Crystal structural characteristics and optical and electrical properties of Bi-doped (Ba0.8Sr0.2)(Ti0.85Zr0.15)O3 perovskite ceramics

Abstract

This study investigates the optical, dielectric, and structural properties of novel perovskite-type ferroelectric ceramics, specifically Bi-doped (Ba_0.8Sr_0.2)(Ti_0.85Zr_0.15)O₃ nanoparticles, synthesized via the solid-state method. The materials were doped with Bi at the A-site with compositions of x = 0.03 and 0.05. X-ray diffraction (XRD) analysis confirmed that all samples crystallize in a cubic structure with the space group Pm3m. Dielectric measurements revealed a decrease in permittivity with increasing frequency, with notable transitions at 180 K and 170 K for x = 0.03 and x = 0.05, respectively. These findings are indicative of potential applications in energy storage where temperature stability is critical. Raman spectroscopy at room temperature corroborated the dielectric observations, showing peak broadening and reduced intensity with increasing temperature, particularly for the x = 0.05 composition.

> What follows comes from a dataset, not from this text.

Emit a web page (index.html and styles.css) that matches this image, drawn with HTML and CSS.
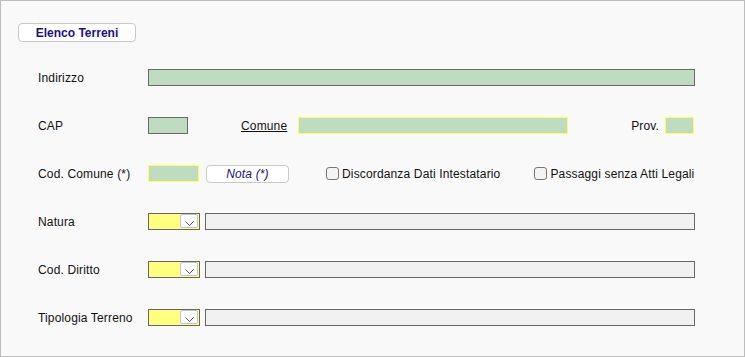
FILE: index.html
```html
<!DOCTYPE html>
<html lang="it">
<head>
<meta charset="utf-8">
<title>Elenco Terreni</title>
<link rel="stylesheet" href="styles.css">
</head>
<body>
<div class="frame">
  <div class="head">
    <button class="btn btn-title">Elenco Terreni</button>
  </div>
  <div class="form">
    <div class="row">
      <span class="label">Indirizzo</span>
      <span class="field green dark grow"></span>
    </div>
    <div class="row">
      <span class="label">CAP</span>
      <span class="field green dark w-cap"></span>
      <span class="link">Comune</span>
      <span class="field green yellow w-comune"></span>
      <span class="spacer"></span>
      <span class="plain">Prov.</span>
      <span class="field green yellow w-prov"></span>
    </div>
    <div class="row">
      <span class="label">Cod. Comune (*)</span>
      <span class="field green yellow w-cod"></span>
      <button class="btn btn-nota">Nota (*)</button>
      <label class="check check-1"><span class="box"></span>Discordanza Dati Intestatario</label>
      <label class="check check-2"><span class="box"></span>Passaggi senza Atti Legali</label>
    </div>
    <div class="row">
      <span class="label">Natura</span>
      <span class="select"><span class="arrow"><svg width="9" height="5" viewBox="0 0 9 5"><path d="M0.5 0.5 L4.5 4.5 L8.5 0.5" fill="none" stroke="#555" stroke-width="1"/></svg></span></span>
      <span class="field grey grow"></span>
    </div>
    <div class="row">
      <span class="label">Cod. Diritto</span>
      <span class="select"><span class="arrow"><svg width="9" height="5" viewBox="0 0 9 5"><path d="M0.5 0.5 L4.5 4.5 L8.5 0.5" fill="none" stroke="#555" stroke-width="1"/></svg></span></span>
      <span class="field grey grow"></span>
    </div>
    <div class="row">
      <span class="label">Tipologia Terreno</span>
      <span class="select"><span class="arrow"><svg width="9" height="5" viewBox="0 0 9 5"><path d="M0.5 0.5 L4.5 4.5 L8.5 0.5" fill="none" stroke="#555" stroke-width="1"/></svg></span></span>
      <span class="field grey grow"></span>
    </div>
  </div>
</div>
</body>
</html>
```
FILE: styles.css
```css
* { box-sizing: border-box; }
html, body { margin: 0; padding: 0; }
body {
  font-family: "Liberation Sans", Arial, sans-serif;
  font-size: 12px;
  color: #111;
  background: #f9f9f9;
}
.frame {
  width: 745px;
  height: 357px;
  border: 1px solid #bdbdbd;
  background: #f9f9f9;
  padding: 22px 49px 0 17px;
}
.head { display: flex; }
.btn {
  font-family: "Liberation Sans", Arial, sans-serif;
  font-size: 12px;
  background: #fff;
  border: 1px solid #c9c9c9;
  border-radius: 4px;
  color: #1c1086;
  padding: 0;
  margin: 0;
  display: flex;
  align-items: center;
  justify-content: center;
}
.btn-title {
  width: 118px;
  height: 19px;
  font-weight: bold;
}
.form {
  display: flex;
  flex-direction: column;
  gap: 31px;
  padding: 27px 0 0 20px;
  letter-spacing: 0.15px;
}
.row {
  display: flex;
  align-items: center;
  height: 17px;
}
.label {
  width: 110px;
  flex: none;
  color: #111;
}
.field {
  height: 17px;
  flex: none;
  border: 1px solid #666;
}
.green { background: #c0dcc0; }
.grey { background: #f1f1f1; }
.dark { border-color: #6a6a6a; }
.yellow { border-color: #ffff58; }
.grow { flex: 1; }
.w-cap { width: 40px; }
.link {
  text-decoration: underline;
  margin-left: 53px;
  width: 57px;
  flex: none;
}
.w-comune { width: 270px; }
.spacer { flex: 1; }
.plain { margin-right: 6px; }
.w-prov { width: 29px; margin-right: 1px; }
.w-cod { width: 51px; }
.btn-nota {
  width: 83px;
  height: 18px;
  margin-left: 7px;
  font-style: italic;
  font-weight: normal;
  letter-spacing: 0.15px;
}
.check {
  display: flex;
  align-items: center;
  color: #111;
}
.check-1 { margin-left: 37px; }
.check-2 { margin-left: 34px; }
.box {
  width: 13px;
  height: 13px;
  border: 1px solid #777;
  border-radius: 3px;
  background: #f4f4f4;
  margin-right: 3px;
}
.select {
  width: 52px;
  height: 17px;
  flex: none;
  background: #ffff80;
  border: 1px solid #666;
  display: flex;
  justify-content: flex-end;
  align-items: stretch;
  padding: 0 1px 1px 0;
  margin-right: 5px;
}
.arrow {
  width: 18px;
  background: #fff;
  border: 1px solid #c4c4c4;
  border-radius: 2px;
  display: flex;
  justify-content: center;
  align-items: flex-end;
  padding-bottom: 1px;
}
.arrow svg { display: block; }
```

While photoluminescence spectroscopy and quantum yield measurements were not performed, the observed optical properties at room temperature suggest potential for application in optical devices. The combination of favorable dielectric characteristics, stable performance across temperature ranges, and promising optical properties underscores the versatility and optical devices applications of these Bi-doped perovskite ceramics in energy storage systems and ferroelectric memory devices. This study highlights the significant improvements in material performance achieved through Bi doping, contributing to the advancement of materials with specialized applications.